Questa decisione ha provocato una forte reazione da parte delle associazioni LGBTQ+, che vedono nel blocco un atto discriminatorio che nega diritti fondamentali ai bambini. L’associazione Famiglie Arcobaleno ha denunciato una violazione dei diritti dei minori, ricordando che l’Italia ha già ricevuto condanne dalla Corte europea dei diritti dell’uomo per non aver garantito una protezione adeguata ai figli delle coppie omogenitoriali.
Il dibattito intorno alla genitorialità omosessuale in Italia si scontra con un quadro normativo lacunoso e spesso contraddittorio. Sebbene la legge sulle unioni civili del 2016 abbia rappresentato un passo avanti per il riconoscimento dei diritti delle coppie dello stesso sesso, essa non prevede l’adozione piena o il riconoscimento automatico dei figli nati all’interno di queste coppie. Questo vuoto normativo crea una situazione di incertezza, dove la pratica di registrare i figli all’anagrafe è stata lasciata alla discrezione dei singoli comuni, senza un’uniformità a livello nazionale.
Il governo attuale, sostenuto da partiti conservatori come Fratelli d’Italia e la Lega, si oppone fortemente all’espansione dei diritti per le coppie omosessuali, sostenendo che il riconoscimento legale dei figli nati da queste unioni dovrebbe essere regolato esclusivamente dal legislatore. Da qui la decisione di fermare la registrazione di queste famiglie a Milano, con la giustificazione che occorre rispettare la normativa attuale, che non prevede questa possibilità.
Il blocco della registrazione dei figli di coppie omogenitoriali non rappresenta solo una questione legale, ma solleva interrogativi più profondi sulla tutela dei diritti civili in Italia. Senza il riconoscimento giuridico di entrambi i genitori, i bambini rischiano di essere privati di diritti essenziali, come l’accesso all’eredità, alla previdenza sociale e alle decisioni riguardanti la salute. La mancata registrazione delle famiglie omogenitoriali implica, di fatto, la negazione di una parte della loro identità familiare.
Le associazioni per i diritti LGBTQ+ hanno lanciato campagne e petizioni per chiedere una riforma legislativa che garantisca il riconoscimento giuridico dei figli delle coppie dello stesso sesso. Il sindaco Sala ha espresso solidarietà con le famiglie colpite dal provvedimento e ha sollecitato il Parlamento a intervenire per colmare le lacune normative, ma ha sottolineato di dover rispettare l’indicazione del governo.
La vicenda di Milano è diventata simbolica di un confronto più ampio sui diritti civili in Italia. Da un lato, c’è una parte della società che chiede maggiore inclusione e uguaglianza, e dall’altro, un governo che si oppone a una rapida evoluzione dei diritti per le persone LGBTQ+, preferendo un approccio più tradizionalista.

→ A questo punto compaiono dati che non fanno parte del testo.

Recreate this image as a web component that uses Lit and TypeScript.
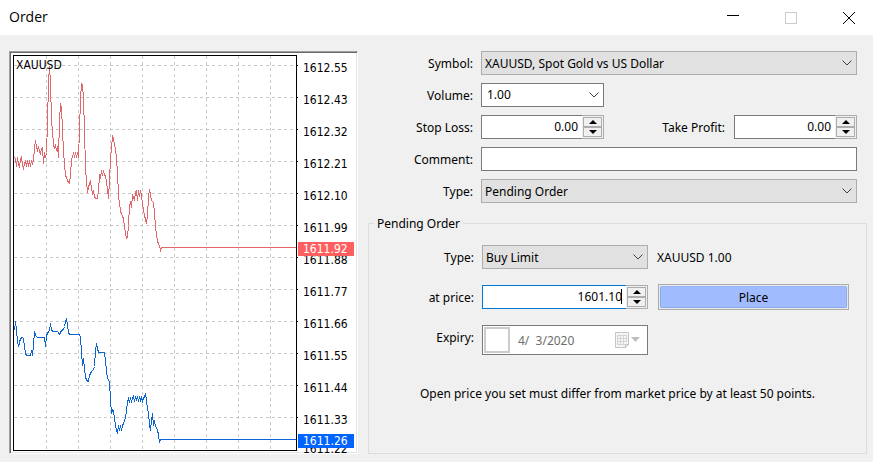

Questa divisione è evidente anche nel dibattito parlamentare, dove le forze progressiste, come il Partito Democratico e il Movimento 5 Stelle, spingono per una revisione delle leggi sulla famiglia, mentre i partiti di destra resistono a qualsiasi cambiamento che possa alterare la concezione tradizionale della genitorialità. Le tensioni si riflettono anche a livello europeo, dove l’Italia è stata più volte criticata per il ritardo nel garantire i diritti delle persone LGBTQ+ rispetto ad altri Paesi dell’Unione.
Il blocco della registrazione dei figli di coppie omogenitoriali a Milano rappresenta una battuta d’arresto per i diritti civili in Italia, ma potrebbe anche essere un catalizzatore per un più ampio dibattito su una riforma legislativa che tuteli tutte le famiglie, indipendentemente dalla loro composizione. Le famiglie arcobaleno continuano a lottare per il riconoscimento dei loro diritti, mentre la società italiana si trova di fronte a un bivio: proseguire verso un’uguaglianza più ampia o mantenere uno status quo che esclude una parte significativa della popolazione.